Short exercise: Scan the listing below. Report each line that includes "styles".

Dataset extract:
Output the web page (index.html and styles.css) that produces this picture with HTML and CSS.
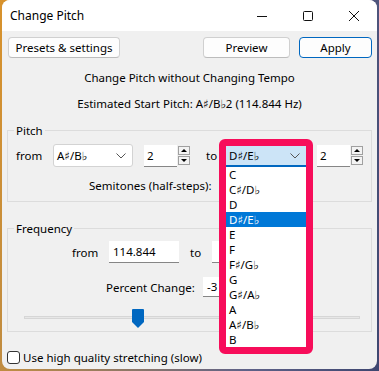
FILE: index.html
```html
<!DOCTYPE html>
<html lang="en">
<head>
    <meta charset="UTF-8">
    <title>Change Pitch</title>
    <link rel="stylesheet" href="styles.css">
</head>
<body>
    <div class="window">
        <div class="titlebar">
            <span class="title">Change Pitch</span>
            <div class="caption">
                <span class="caption-btn">
                    <svg width="12" height="12" viewBox="0 0 12 12"><path d="M1 6.5h10" stroke="#111" stroke-width="1"/></svg>
                </span>
                <span class="caption-btn">
                    <svg width="12" height="12" viewBox="0 0 12 12"><rect x="1.5" y="1.5" width="9" height="9" rx="1" fill="none" stroke="#111" stroke-width="1"/></svg>
                </span>
                <span class="caption-btn">
                    <svg width="12" height="12" viewBox="0 0 12 12"><path d="M1 1l10 10M11 1L1 11" stroke="#111" stroke-width="1"/></svg>
                </span>
            </div>
        </div>

        <div class="content">
            <div class="toolbar">
                <button class="btn presets">Presets &amp; settings</button>
                <div class="spacer"></div>
                <button class="btn preview">Preview</button>
                <button class="btn apply">Apply</button>
            </div>

            <p class="heading">Change Pitch without Changing Tempo</p>
            <p class="estimate">Estimated Start Pitch: A♯/B♭2 (114.844 Hz)</p>

            <fieldset class="group pitch">
                <legend>Pitch</legend>
                <div class="row pitch-row">
                    <span class="lbl from">from</span>
                    <div class="combo">
                        <span>A♯/B♭</span>
                        <svg class="chevron" width="10" height="6" viewBox="0 0 10 6"><path d="M0.5 0.5L5 5L9.5 0.5" fill="none" stroke="#555" stroke-width="1"/></svg>
                    </div>
                    <div class="spin">
                        <span class="spin-value">2</span>
                        <div class="spin-btns">
                            <span class="arrow up"></span>
                            <span class="arrow down"></span>
                        </div>
                    </div>
                    <span class="lbl to">to</span>
                    <div class="combo open">
                        <span>D♯/E♭</span>
                        <svg class="chevron" width="10" height="6" viewBox="0 0 10 6"><path d="M0.5 0.5L5 5L9.5 0.5" fill="none" stroke="#555" stroke-width="1"/></svg>
                        <ul class="dropdown">
                            <li>C</li>
                            <li>C♯/D♭</li>
                            <li>D</li>
                            <li class="selected">D♯/E♭</li>
                            <li>E</li>
                            <li>F</li>
                            <li>F♯/G♭</li>
                            <li>G</li>
                            <li>G♯/A♭</li>
                            <li>A</li>
                            <li>A♯/B♭</li>
                            <li>B</li>
                        </ul>
                        <div class="ring"></div>
                    </div>
                    <div class="spin spin-right">
                        <span class="spin-value">2</span>
                        <div class="spin-btns">
                            <span class="arrow up"></span>
                            <span class="arrow down"></span>
                        </div>
                    </div>
                </div>
                <div class="semitones">Semitones (half-steps):</div>
            </fieldset>

            <fieldset class="group freq">
                <legend>Frequency</legend>
                <div class="row freq-row">
                    <span class="lbl">from</span>
                    <div class="textbox freq-from">114.844</div>
                    <span class="lbl">to</span>
                    <div class="textbox freq-to"></div>
                </div>
                <div class="row percent-row">
                    <span class="lbl">Percent Change:</span>
                    <div class="textbox percent">-3</div>
                </div>
                <div class="slider">
                    <div class="track"></div>
                    <svg class="thumb" width="12" height="19" viewBox="0 0 12 19"><path d="M1 0h10a1 1 0 0 1 1 1v12l-6 6l-6-6v-12a1 1 0 0 1 1-1z" fill="#0067c0"/></svg>
                </div>
            </fieldset>

            <label class="check">
                <span class="box"></span>
                <span>Use high quality stretching (slow)</span>
            </label>
        </div>
    </div>
</body>
</html>
```

FILE: styles.css
```css
body {
    margin: 0;
    width: 379px;
    height: 371px;
    overflow: hidden;
    background: linear-gradient(100deg, #d8922c 0, #b88a48 20%, #5e6288 70%, #3e4670 100%);
    font-family: "Noto Sans", "DejaVu Sans", sans-serif;
    font-size: 11.5px;
    color: #000;
}

.window {
    margin-left: 2px;
    width: 375px;
    height: 369px;
    background-color: #f0f0f0;
    border-radius: 8px;
    overflow: hidden;
    display: flex;
    flex-direction: column;
}

.titlebar {
    height: 31px;
    flex: none;
    background-color: #fff;
    display: flex;
    align-items: center;
}

.title {
    padding-left: 8px;
    flex: 1;
    font-size: 12px;
}

.caption {
    display: flex;
    height: 100%;
}

.caption-btn {
    width: 46px;
    display: flex;
    align-items: center;
    justify-content: center;
}

.content {
    flex: 1;
    position: relative;
}

.toolbar {
    display: flex;
    padding: 6px 5px 0 6px;
}

.spacer {
    flex: 1;
}

.btn {
    height: 21px;
    background-color: #fdfdfd;
    border: 1px solid #d0d0d0;
    border-bottom-color: #bcbcbc;
    border-radius: 4px;
    font-family: inherit;
    font-size: 11.5px;
    padding: 0;
    color: #000;
}

.presets {
    width: 112px;
}

.preview {
    width: 87px;
}

.apply {
    width: 73px;
    margin-left: 9px;
    border-color: #0067c0;
}

.heading,
.estimate {
    margin: 0;
    text-align: center;
    line-height: 16px;
}

.heading {
    margin-top: 12px;
}

.estimate {
    margin-top: 10px;
}

.group {
    margin: 0 5px;
    border: 1px solid #dcdcdc;
    padding: 0;
}

.group legend {
    margin-left: 6px;
    padding: 0 2px;
    line-height: 15px;
}

.pitch {
    margin-top: 11px;
    height: 77px;
}

.row {
    display: flex;
    align-items: center;
}

.lbl {
    white-space: nowrap;
}

.pitch-row {
    padding-top: 6px;
    height: 23px;
}

.pitch-row .from {
    margin-left: 8px;
    width: 37px;
}

.combo {
    position: relative;
    box-sizing: border-box;
    width: 80px;
    height: 23px;
    background-color: #fff;
    border: 1px solid #d3d3d3;
    border-radius: 3px;
    display: flex;
    align-items: center;
    padding-left: 3px;
}

.combo span {
    flex: 1;
}

.chevron {
    margin-right: 6px;
}

.spin {
    display: flex;
    margin-left: 11px;
    height: 22px;
    align-items: stretch;
}

.spin-value {
    box-sizing: border-box;
    width: 33px;
    background-color: #fff;
    border-bottom: 1px solid #868686;
    padding-left: 3px;
    line-height: 22px;
}

.spin-btns {
    display: flex;
    flex-direction: column;
    justify-content: center;
    gap: 1px;
    width: 12px;
    margin-left: 1px;
}

.arrow {
    position: relative;
    height: 9px;
    box-sizing: border-box;
    border: 1px solid #a0a0a0;
    background-color: #f3f3f3;
}

.arrow::after {
    content: "";
    position: absolute;
    left: 2px;
    top: 2px;
    border-left: 3px solid transparent;
    border-right: 3px solid transparent;
}

.arrow.up::after {
    border-bottom: 3px solid #000;
}

.arrow.down::after {
    border-top: 3px solid #000;
}

.pitch-row .to {
    margin-left: 16px;
    width: 20px;
}

.combo.open {
    height: 21px;
    margin-top: 2px;
    border: none;
    border-radius: 0;
    border-bottom: 2px solid #0067c0;
    background-color: #cce4f7;
}

.dropdown {
    position: absolute;
    left: 0;
    top: 21px;
    width: 80px;
    margin: 0;
    padding: 0;
    list-style: none;
    background-color: #fff;
    z-index: 2;
}

.dropdown li {
    height: 15px;
    line-height: 15px;
    padding-left: 3px;
}

.dropdown li.selected {
    background-color: #0078d7;
    color: #fff;
}

.ring {
    position: absolute;
    left: -7px;
    top: -7px;
    width: 80px;
    height: 201px;
    border: 7px solid #f70d5a;
    border-radius: 6px;
    z-index: 3;
}

.spin-right {
    margin-left: 11px;
}

.semitones {
    margin: 11px 0 0 81px;
    line-height: 16px;
}

.freq {
    margin-top: 19px;
    height: 109px;
}

.freq-row {
    padding-top: 5px;
    height: 22px;
}

.freq-row .lbl:first-child {
    margin-left: 64px;
    width: 37px;
}

.textbox {
    box-sizing: border-box;
    height: 22px;
    background-color: #fff;
    border-bottom: 1px solid #868686;
    padding-left: 4px;
    line-height: 21px;
}

.freq-from {
    width: 70px;
}

.freq-row .lbl:nth-child(3) {
    margin-left: 11px;
    width: 22px;
}

.freq-to {
    width: 70px;
}

.percent-row {
    margin-top: 14px;
    height: 20px;
}

.percent-row .lbl {
    margin-left: 98px;
    width: 97px;
}

.percent {
    height: 20px;
    width: 70px;
    line-height: 19px;
}

.slider {
    position: relative;
    height: 19px;
    margin: 12px 11px 0 16px;
}

.track {
    position: absolute;
    left: 0;
    right: 0;
    top: 7px;
    height: 3px;
    box-sizing: border-box;
    background-color: #e7e7e7;
    border: 1px solid #d6d6d6;
}

.thumb {
    position: absolute;
    left: 108px;
    top: 0;
}

.check {
    display: flex;
    align-items: center;
    margin: 18px 0 0 5px;
    height: 14px;
}

.box {
    box-sizing: border-box;
    width: 13px;
    height: 13px;
    border: 1px solid #333;
    border-radius: 3px;
    background-color: #fff;
    margin-right: 3px;
}
```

Result:
Output the web page (index.html and styles.css) that produces this picture with HTML and CSS.
    <link rel="stylesheet" href="styles.css">
FILE: styles.css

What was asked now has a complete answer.